Go through the material below and copy each line where the word "this" appears.

──────── RECORDS TO USE ────────

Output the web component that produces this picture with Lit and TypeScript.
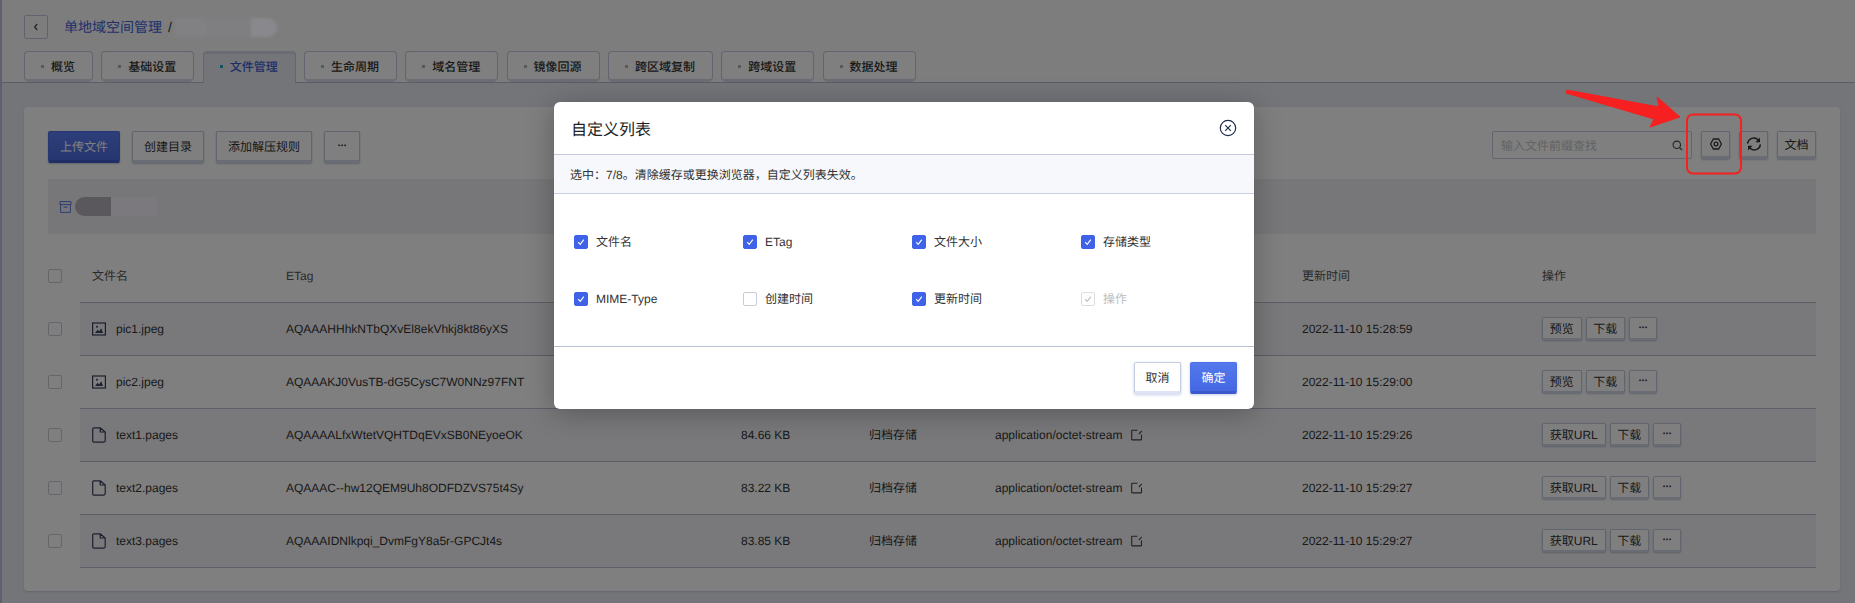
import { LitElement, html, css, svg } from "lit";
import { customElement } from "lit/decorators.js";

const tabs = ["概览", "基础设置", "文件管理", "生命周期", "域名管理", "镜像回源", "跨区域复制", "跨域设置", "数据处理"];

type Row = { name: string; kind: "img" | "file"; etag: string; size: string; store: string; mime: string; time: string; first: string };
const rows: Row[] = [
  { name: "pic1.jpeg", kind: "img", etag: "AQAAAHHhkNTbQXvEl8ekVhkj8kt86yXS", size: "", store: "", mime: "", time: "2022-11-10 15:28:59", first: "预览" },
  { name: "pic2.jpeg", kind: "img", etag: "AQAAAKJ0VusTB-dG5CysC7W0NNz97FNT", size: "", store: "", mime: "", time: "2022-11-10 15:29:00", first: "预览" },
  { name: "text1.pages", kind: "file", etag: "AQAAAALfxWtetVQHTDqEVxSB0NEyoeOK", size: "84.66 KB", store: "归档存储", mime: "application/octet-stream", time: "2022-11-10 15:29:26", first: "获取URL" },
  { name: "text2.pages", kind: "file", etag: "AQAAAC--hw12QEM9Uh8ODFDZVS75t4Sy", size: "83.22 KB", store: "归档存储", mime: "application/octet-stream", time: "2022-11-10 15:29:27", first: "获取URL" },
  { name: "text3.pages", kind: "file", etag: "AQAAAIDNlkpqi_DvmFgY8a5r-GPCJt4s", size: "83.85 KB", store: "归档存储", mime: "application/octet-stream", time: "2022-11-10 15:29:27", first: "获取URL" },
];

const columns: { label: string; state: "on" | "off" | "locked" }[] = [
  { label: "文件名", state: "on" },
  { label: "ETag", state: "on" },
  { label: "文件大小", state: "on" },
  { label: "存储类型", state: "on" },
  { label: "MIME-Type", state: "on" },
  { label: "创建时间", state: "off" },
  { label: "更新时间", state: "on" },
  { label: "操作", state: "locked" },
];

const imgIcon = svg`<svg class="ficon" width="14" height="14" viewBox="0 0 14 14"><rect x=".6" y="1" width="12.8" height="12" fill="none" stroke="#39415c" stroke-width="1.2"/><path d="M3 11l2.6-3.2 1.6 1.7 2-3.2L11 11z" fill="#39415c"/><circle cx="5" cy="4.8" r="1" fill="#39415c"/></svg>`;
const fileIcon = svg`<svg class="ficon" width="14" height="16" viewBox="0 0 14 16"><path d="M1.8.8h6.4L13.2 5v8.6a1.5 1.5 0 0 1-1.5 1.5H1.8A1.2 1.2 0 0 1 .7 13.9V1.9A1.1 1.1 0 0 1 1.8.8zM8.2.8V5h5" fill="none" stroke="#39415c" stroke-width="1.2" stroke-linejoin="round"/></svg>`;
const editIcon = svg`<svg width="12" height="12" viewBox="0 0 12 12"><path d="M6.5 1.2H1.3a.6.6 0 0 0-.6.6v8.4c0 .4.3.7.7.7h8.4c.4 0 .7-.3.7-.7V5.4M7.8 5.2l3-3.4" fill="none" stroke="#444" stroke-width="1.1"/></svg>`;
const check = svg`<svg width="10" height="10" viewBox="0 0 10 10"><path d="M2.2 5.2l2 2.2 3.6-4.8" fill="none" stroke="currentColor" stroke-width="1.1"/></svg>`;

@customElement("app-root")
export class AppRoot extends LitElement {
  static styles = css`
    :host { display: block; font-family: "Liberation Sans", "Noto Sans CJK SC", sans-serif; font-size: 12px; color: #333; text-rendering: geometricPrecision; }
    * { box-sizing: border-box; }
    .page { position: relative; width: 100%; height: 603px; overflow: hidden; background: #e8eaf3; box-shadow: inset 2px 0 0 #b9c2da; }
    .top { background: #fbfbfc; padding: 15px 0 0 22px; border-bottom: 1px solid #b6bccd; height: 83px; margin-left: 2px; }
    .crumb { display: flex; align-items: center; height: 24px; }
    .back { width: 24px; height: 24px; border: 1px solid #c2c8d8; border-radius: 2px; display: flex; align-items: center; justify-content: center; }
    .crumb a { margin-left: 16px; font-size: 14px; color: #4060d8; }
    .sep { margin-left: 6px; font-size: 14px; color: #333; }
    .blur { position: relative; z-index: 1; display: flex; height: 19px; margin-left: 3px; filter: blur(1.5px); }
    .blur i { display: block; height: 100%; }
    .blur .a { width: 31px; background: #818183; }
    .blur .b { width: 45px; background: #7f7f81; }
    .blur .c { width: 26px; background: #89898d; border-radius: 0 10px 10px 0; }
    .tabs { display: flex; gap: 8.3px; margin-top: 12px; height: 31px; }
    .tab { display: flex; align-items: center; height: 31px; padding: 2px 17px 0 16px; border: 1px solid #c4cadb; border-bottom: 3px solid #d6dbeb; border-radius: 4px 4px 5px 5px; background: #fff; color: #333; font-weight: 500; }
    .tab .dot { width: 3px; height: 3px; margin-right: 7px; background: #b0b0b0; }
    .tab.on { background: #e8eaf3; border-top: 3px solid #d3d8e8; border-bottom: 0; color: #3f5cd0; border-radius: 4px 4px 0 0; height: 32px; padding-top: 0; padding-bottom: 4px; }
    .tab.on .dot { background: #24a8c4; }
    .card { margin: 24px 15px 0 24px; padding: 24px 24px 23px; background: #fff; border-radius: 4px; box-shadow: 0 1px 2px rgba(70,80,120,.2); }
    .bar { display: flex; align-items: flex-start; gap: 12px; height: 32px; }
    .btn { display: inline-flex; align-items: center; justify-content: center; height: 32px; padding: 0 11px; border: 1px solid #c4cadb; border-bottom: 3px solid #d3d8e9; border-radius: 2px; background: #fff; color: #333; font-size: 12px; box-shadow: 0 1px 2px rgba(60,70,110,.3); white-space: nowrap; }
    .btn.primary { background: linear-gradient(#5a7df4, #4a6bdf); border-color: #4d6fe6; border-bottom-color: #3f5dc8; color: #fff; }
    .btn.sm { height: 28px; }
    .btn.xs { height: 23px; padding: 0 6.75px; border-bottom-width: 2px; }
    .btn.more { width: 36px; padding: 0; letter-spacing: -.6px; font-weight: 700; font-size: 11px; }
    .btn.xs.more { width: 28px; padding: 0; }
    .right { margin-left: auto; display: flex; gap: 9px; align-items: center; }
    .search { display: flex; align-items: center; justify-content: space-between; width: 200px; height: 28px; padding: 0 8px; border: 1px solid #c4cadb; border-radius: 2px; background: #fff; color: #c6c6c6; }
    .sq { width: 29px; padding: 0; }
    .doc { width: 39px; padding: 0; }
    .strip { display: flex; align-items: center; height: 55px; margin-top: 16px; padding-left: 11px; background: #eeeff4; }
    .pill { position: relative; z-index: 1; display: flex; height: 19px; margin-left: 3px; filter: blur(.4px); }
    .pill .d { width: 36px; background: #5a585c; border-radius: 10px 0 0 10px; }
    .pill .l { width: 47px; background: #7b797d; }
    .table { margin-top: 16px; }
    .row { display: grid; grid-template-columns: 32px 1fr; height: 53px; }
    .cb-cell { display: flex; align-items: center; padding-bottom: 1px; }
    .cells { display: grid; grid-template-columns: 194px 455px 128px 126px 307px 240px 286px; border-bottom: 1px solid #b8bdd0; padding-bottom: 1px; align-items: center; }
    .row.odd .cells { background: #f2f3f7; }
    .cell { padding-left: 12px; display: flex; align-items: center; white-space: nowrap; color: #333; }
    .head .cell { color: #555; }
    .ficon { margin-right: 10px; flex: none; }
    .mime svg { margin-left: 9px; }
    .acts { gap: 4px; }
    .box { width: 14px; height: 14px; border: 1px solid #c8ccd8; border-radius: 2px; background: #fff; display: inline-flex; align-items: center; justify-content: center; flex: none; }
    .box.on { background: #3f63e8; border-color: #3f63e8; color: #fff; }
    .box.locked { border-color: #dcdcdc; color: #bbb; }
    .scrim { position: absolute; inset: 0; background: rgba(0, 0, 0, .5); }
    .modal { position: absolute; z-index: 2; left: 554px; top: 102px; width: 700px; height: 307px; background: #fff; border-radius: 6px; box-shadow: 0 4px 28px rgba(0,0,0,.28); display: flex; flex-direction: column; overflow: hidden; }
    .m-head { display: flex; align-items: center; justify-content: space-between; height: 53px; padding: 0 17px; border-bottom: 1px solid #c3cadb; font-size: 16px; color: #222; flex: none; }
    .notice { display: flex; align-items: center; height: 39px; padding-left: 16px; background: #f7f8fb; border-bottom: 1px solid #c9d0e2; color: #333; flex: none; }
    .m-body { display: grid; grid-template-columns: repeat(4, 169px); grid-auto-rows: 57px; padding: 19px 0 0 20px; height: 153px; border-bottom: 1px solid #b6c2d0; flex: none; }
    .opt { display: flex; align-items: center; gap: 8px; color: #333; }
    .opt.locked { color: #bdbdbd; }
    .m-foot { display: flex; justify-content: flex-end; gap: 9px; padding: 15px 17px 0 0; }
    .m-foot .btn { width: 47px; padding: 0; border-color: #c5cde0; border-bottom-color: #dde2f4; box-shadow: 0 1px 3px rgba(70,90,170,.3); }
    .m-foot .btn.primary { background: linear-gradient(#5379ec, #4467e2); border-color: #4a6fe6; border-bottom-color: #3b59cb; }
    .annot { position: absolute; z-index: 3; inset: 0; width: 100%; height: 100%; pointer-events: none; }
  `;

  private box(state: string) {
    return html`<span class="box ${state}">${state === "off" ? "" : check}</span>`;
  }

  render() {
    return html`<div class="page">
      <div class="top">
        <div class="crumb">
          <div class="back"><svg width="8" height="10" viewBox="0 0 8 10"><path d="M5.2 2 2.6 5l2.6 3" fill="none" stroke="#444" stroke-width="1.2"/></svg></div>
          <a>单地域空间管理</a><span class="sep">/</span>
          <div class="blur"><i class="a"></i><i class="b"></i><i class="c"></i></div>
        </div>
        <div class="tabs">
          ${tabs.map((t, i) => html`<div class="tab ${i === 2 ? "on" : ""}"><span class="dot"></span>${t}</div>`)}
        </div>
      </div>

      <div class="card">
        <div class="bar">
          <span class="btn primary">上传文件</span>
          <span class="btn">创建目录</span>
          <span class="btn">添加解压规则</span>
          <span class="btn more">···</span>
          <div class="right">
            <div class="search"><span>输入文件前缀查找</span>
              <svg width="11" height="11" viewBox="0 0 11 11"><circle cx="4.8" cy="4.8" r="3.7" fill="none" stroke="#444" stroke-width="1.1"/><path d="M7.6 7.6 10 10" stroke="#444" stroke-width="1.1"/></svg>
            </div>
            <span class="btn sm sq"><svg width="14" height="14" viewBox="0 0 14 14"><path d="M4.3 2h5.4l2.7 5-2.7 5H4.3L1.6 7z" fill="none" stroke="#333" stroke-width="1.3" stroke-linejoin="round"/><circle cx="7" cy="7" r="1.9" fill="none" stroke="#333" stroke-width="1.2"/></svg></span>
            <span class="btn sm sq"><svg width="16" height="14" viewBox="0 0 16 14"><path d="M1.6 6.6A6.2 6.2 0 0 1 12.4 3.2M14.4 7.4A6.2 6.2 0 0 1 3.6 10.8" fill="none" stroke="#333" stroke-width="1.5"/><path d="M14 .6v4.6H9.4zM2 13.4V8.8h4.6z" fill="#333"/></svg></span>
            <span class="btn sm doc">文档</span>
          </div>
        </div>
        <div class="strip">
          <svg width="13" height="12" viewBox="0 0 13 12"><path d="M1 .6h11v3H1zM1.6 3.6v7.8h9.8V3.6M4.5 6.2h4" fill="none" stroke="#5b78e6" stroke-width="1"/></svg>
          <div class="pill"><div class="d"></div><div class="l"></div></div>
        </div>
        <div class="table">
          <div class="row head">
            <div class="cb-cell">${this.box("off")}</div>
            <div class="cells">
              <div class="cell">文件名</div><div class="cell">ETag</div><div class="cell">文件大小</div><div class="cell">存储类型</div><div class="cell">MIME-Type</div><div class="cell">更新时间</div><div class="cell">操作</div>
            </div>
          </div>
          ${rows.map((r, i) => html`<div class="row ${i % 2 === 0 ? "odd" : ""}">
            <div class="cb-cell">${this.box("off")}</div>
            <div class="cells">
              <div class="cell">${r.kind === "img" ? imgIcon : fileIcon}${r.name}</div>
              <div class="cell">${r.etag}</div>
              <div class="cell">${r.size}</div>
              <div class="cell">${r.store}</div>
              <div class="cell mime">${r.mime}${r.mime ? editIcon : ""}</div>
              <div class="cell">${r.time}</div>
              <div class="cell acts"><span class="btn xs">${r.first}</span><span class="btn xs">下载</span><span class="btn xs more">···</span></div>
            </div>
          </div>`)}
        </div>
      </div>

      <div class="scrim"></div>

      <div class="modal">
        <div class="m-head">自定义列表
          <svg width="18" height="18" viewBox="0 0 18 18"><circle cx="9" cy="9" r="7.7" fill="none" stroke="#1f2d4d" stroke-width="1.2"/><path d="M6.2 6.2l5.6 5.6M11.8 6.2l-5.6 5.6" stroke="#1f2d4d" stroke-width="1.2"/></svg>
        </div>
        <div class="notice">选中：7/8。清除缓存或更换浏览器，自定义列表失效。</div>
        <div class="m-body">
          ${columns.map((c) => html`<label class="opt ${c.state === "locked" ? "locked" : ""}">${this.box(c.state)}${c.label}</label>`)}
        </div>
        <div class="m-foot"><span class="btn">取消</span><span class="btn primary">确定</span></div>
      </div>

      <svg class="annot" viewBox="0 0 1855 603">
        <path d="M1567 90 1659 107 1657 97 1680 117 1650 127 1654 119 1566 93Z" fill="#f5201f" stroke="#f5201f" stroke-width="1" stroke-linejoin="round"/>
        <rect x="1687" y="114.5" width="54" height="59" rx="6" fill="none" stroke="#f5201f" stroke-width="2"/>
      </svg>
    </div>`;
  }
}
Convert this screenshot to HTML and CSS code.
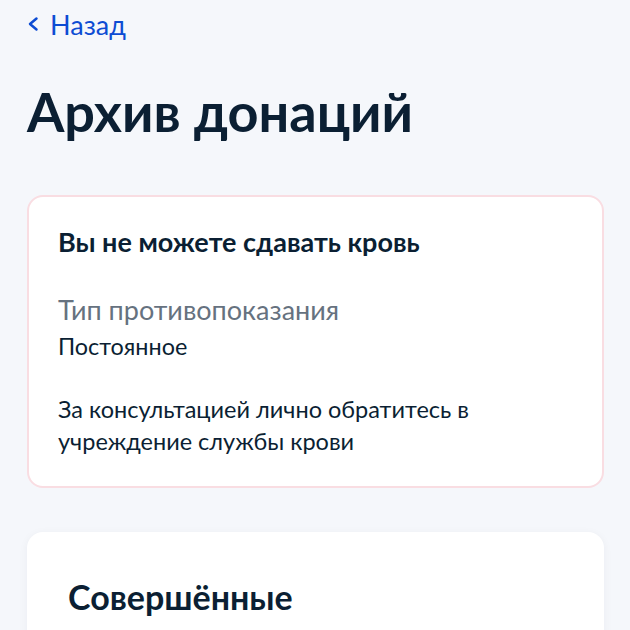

────────

[RESPONSE TO THE TASK]
Output the web component that produces this picture with Lit and TypeScript.
            <div class="cb-cell">${this.box("off")}</div>
            <div class="cb-cell">${this.box("off")}</div>
          ${columns.map((c) => html`<label class="opt ${c.state === "locked" ? "locked" : ""}">${this.box(c.state)}${c.label}</label>`)}
Convert this screenshot to HTML and CSS code.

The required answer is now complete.